There’s an interview with Robert Forster about the compilation, featuring a song-by-song breakdown, over at Mess and Noise that is pretty much essential reading for a Go-Betweens fan. http://messandnoise.com/articles/4512537

5 Responses to The Go-Betweens – Quiet Heart (EMI Australia)

  1. Darragh October 3, 2012 at 10:04 am

    Wow. This is an excellent review Scott, and I second all your sentiments. Regardless of whether your favourite song is on here or not, it’s still a great compilation (though that cover – what were they thinking?). I actually really like the live disc.

    It’s interesting you mention the Dave Nicholls book – I happened to have just finished it, having been inspired to learn more delve deeper into the personalities in this legendary group from my adopted home town. What strikes me about the story of the band in the book is that their may never be a group as good as them come out of Brisbane.

  2. J Neo Marvin October 3, 2012 at 2:37 pm

    I feel bad for poor David…he wrote that book twice, and then Grant died. I’m sure he dreads the thought of having to update it again.

    I think the woman on the cover is supposed to be Karen. (Yeah, yeah, Karen.)

  3. Darragh October 3, 2012 at 5:05 pm

    Actually, it’s Seja Vogel – a well known musician from Brisbane along with a member of the John Steel Singers, whose debut record was produced by Forster (I believe off the top of my head).

  4. Jim October 3, 2012 at 7:25 pm

    That cover makes me want to kill someone. As much as I enjoyed the reformation and the music that came out of it, I think of it as a separate band to the time before.
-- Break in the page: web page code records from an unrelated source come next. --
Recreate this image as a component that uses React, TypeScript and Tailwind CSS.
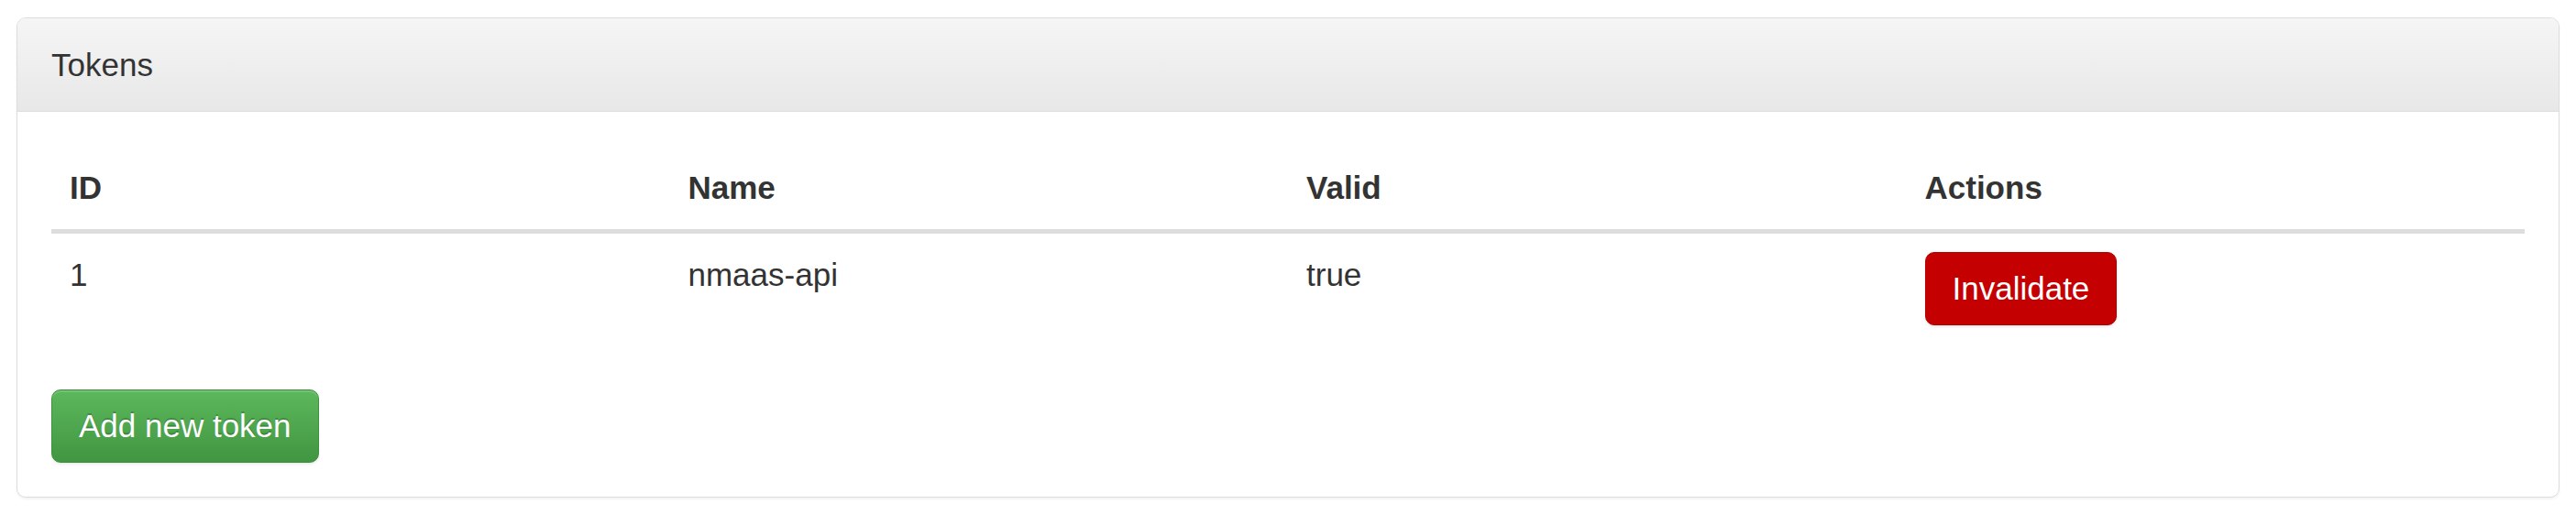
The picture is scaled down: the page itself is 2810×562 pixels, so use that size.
import React from "react";

export default function App() {
  const font = { fontFamily: '"Liberation Sans", Arial, Helvetica, sans-serif' };
  return (
    <div className="w-[2810px] h-[562px] bg-white pt-[19px] px-[18px] text-[#333]" style={font}>
      <div className="border border-[#dddddd] rounded-[10px] bg-white shadow-[0_2px_3px_rgba(0,0,0,0.05)]">
        <div className="h-[102px] flex items-center px-[37px] border-b border-[#dddddd] rounded-t-[9px] bg-gradient-to-b from-[#f5f5f5] to-[#e8e8e8]">
          <span className="text-[35px] leading-[50px] text-[#333]">Tokens</span>
        </div>
        <div className="pt-[38px] pb-[37px] px-[37px]">
          <table className="w-full table-fixed border-collapse mb-[50px]">
            <thead>
              <tr className="border-b-[5px] border-[#dddddd]">
                <th className="text-left font-bold text-[35px] leading-[50px] p-[20px]">ID</th>
                <th className="text-left font-bold text-[35px] leading-[50px] p-[20px]">Name</th>
                <th className="text-left font-bold text-[35px] leading-[50px] p-[20px]">Valid</th>
                <th className="text-left font-bold text-[35px] leading-[50px] p-[20px]">Actions</th>
              </tr>
            </thead>
            <tbody>
              <tr>
                <td className="align-top text-[35px] leading-[50px] p-[20px]">1</td>
                <td className="align-top text-[35px] leading-[50px] p-[20px]">nmaas-api</td>
                <td className="align-top text-[35px] leading-[50px] p-[20px]">true</td>
                <td className="align-top text-[35px] leading-[50px] p-[20px]">
                  <button className="h-[80px] px-[29px] rounded-[10px] border border-[#b50000] bg-[#c50000] text-white text-[35px] leading-[50px] shadow-[0_2px_3px_rgba(0,0,0,0.08)]">
                    Invalidate
                  </button>
                </td>
              </tr>
            </tbody>
          </table>
          <button className="h-[80px] px-[29px] rounded-[10px] border border-[#3e8f3e] bg-gradient-to-b from-[#5cb85c] to-[#419641] text-white text-[35px] leading-[50px] shadow-[inset_0_2px_0_rgba(255,255,255,0.15),0_2px_3px_rgba(0,0,0,0.075)] [text-shadow:0_-2px_0_rgba(0,0,0,0.2)]">
            Add new token
          </button>
        </div>
      </div>
    </div>
  );
}
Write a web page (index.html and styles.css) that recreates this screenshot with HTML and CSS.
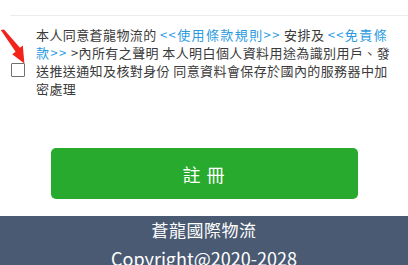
FILE: index.html
```html
<!DOCTYPE html>
<html lang="zh-Hant">
<head>
<meta charset="utf-8">
<link rel="stylesheet" href="styles.css">
</head>
<body>
<div class="page">
  <div class="divider"></div>
  <div class="agree">
    <span class="check"></span>
    <p class="terms">本人同意蒼龍物流的 <a class="link">&lt;&lt;使用條款規則&gt;&gt;</a> 安排及 <a class="link">&lt;&lt;免責條款&gt;&gt;</a> &gt;內所有之聲明 本人明白個人資料用途為識別用戶、發送推送通知及核對身份 同意資料會保存於國內的服務器中加密處理</p>
  </div>
  <svg class="arrow" width="30" height="70" viewBox="0 0 30 70">
    <path d="M0.8 30 L4 29.6 L20 47.8 L22.8 45.6 L24.4 63.6 L12.2 54.2 L15.6 51.8 Z" fill="#f2231b"/>
  </svg>
  <div class="actions">
    <button class="submit">註 冊</button>
  </div>
  <footer class="footer">
    <div class="brand">蒼龍國際物流</div>
    <div class="copy">Copyright@2020-2028</div>
  </footer>
</div>
</body>
</html>
```
FILE: styles.css
```css
html, body {
  margin: 0;
  padding: 0;
  background: #fff;
}
body {
  font-family: "Noto Sans CJK TC", "Noto Sans", sans-serif;
  width: 408px;
  height: 265px;
  overflow: hidden;
}
.page {
  position: relative;
  padding-top: 15px;
}
.divider {
  height: 1px;
  background: #ececec;
  margin-left: 10px;
}
.agree {
  display: flex;
  align-items: flex-start;
  padding: 10px 12px 0 11px;
}
.check {
  flex: none;
  width: 12px;
  height: 12px;
  border: 1px solid #707070;
  border-radius: 1px;
  margin-top: 37px;
  margin-right: 11px;
}
.terms {
  margin: 0;
  font-size: 13px;
  line-height: 18px;
  letter-spacing: 0.4px;
  color: #3a3a3a;
  word-break: break-all;
}
.link {
  color: #2a9be0;
  letter-spacing: 1.4px;
}
.arrow {
  position: absolute;
  left: 0;
  top: 0;
}
.actions {
  display: flex;
  justify-content: center;
  padding-top: 50px;
}
.submit {
  width: 307px;
  height: 51px;
  border: none;
  border-radius: 5px;
  background: #27aa2d;
  color: #fff;
  font-family: "Noto Sans CJK TC", sans-serif;
  font-size: 18px;
  letter-spacing: 1px;
}
.footer {
  margin-top: 17px;
  background: #4a5a72;
  color: #fff;
  text-align: center;
  padding-top: 1px;
}
.brand {
  font-size: 17px;
  line-height: 26px;
  letter-spacing: 0.5px;
}
.copy {
  font-size: 18px;
  line-height: 30px;
}
```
And Lindy’s drumming, I enjoyed that, but didn’t a lot of the tracks actually end up with a drum machine being used on them, much to Lindy’s consternation?

  5. Darragh October 3, 2012 at 9:21 pm

    Jim – having just read the Nichols book, I understand it that it may have only been bits of Spring Hill Fair (due to producer insistence) and some of 16 Lovers Lane (due to her dad’s illness) that may have had programmed drums.

    I agree with Scott wholeheartedly that Lindy’s drumming was/is really underrated and she was essential to them becoming a true ‘band’.